One of my favorite stories embodying a STEM solution to a real world problem that only became effective when culture was understood, is Dr. Christopher Charles’ “Lucky Iron Fish.”

In 2008, a Masters student travelled to Cambodia for a research project. While there, he was shocked at the high rates of iron deficiency anemia and anemia in the region. He decided to dedicate his future research to developing a safe, and affordable solution.

The student was Christopher Charles, now Dr. Charles. He was inspired by previous research which showed that cooking in a cast iron pot increased the iron content in food. He developed an iron ingot that could be boiled in soups or drinking water. But not everyone was ready to throw a block of iron into their drinking water. It was clear that Dr. Charles had to better understand the culture in which he was working.  

After doing more research on the culture, he realized what he needed to do in order to persuade people to use the ingot, Dr. Charles cast the ingot into the shape of a fish that was considered to be lucky in Cambodian folklore. As explained in his thesis “the concept of a lucky iron fish design did not pander to superstition, but created a cultural relevance for a solution based on science. To make the fish more attractive to the users, he gave the fish a smile. He called this prototype the “Happy Fish”. He went on to show that almost everyone used the fish and results from his research showed that regular use of the Happy Fish decreased anemia by 46%.
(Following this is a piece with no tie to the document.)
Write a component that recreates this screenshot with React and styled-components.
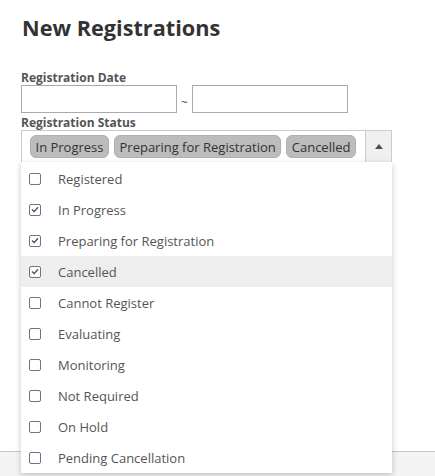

The Lucky Iron Fish story exemplifies an SDG, real world problem with a solution developed through a STEM-thinking lens that would have failed to make an impact if it was not for the humanities. Understanding culture is paramount in leading positive change.

Conclusion

What is STEM? We could simply say a focus on teaching science, technology, engineering, and mathematics. Perhaps we would be better off asking: What could STEM be? A STEM-thinking approach in education will help prepare our students for their future by preparing them with a set of skills that will help address the growing needs of our world. STEM is so much more than mastering a few courses in school.